Massachusetts' healthcare law became a model for Obama's nationwide healthcare program, enacted into law in 2010. As a presidential candidate, however, Romney has criticized Obama's plan as an overreach by the federal government.
Massachusetts officials say they have no basis to believe that Romney's staff violated any state laws or policies in removing his administration's records.
They acknowledge, however, that state law on maintaining and disclosing official records is vague and has not been updated to deal with issues related to digital records and other modern technology.
BUYING UP HARD DRIVES
Romney's spokesmen emphasize that he followed the law and precedent in deleting the emails, installing new computers in the governor's office and buying up hard drives.
However, Theresa Dolan, former director of administration for the governor's office, told Reuters that Romney's efforts to control or wipe out records from his governorship were unprecedented.
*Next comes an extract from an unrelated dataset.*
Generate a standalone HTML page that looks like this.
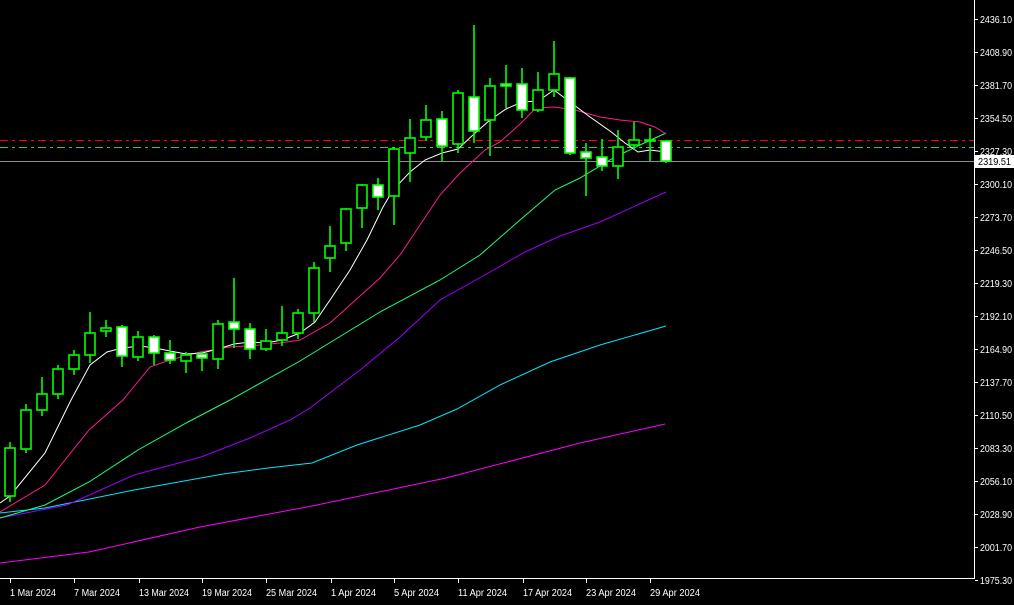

Dolan said that in her 23 years as an aide to successive governors "no one had ever inquired about, or expressed the desire" to purchase their computer hard drives before Romney's tenure.
The cleanup of records by Romney's staff before his term ended included spending $205,000 for a three-year lease on new computers for the governor's office, according to official documents and state officials.
In signing the lease, Romney aides broke an earlier three-year lease that provided the same number of computers for about half the cost - $108,000. Lease documents obtained by Reuters under the state's freedom of information law indicate that the broken lease still had 18 months to run.
As a result of the change in leases, the cost to the state for computers in the governor's office was an additional $97,000.
[sic]
State officials and a longtime Romney adviser have acknowledged that before leaving office, Romney asked state archives officials for permission to destroy certain paper records. It is unclear whether his office notified anyone from the state before destroying electronic records.
Officials have said the details of Romney's request to remove paper records, such as what specific documents he wanted to destroy, could be made public only in response to a request under the state's freedom of information law. Reuters has filed such a request.
(Reporting by Mark Hosenball; editing by David Lindsey and David Storey)
Egads, that's alotsa "privatization" expenditures for the Massachusettes taxpayers to closeout a one-term Governorship on account of his copy-catting Clinton and Bush's bad-management examples on "State Secrecy Priviliges" per the whimsy of Executives. Interesting comments at the site. Can America afford such extravagant indulgences for the "WAAAH! Street" types (as the mo'money demanding 1%-ers have been dubbed) who wannabe jockeying for elevation to the office of President here? I think not.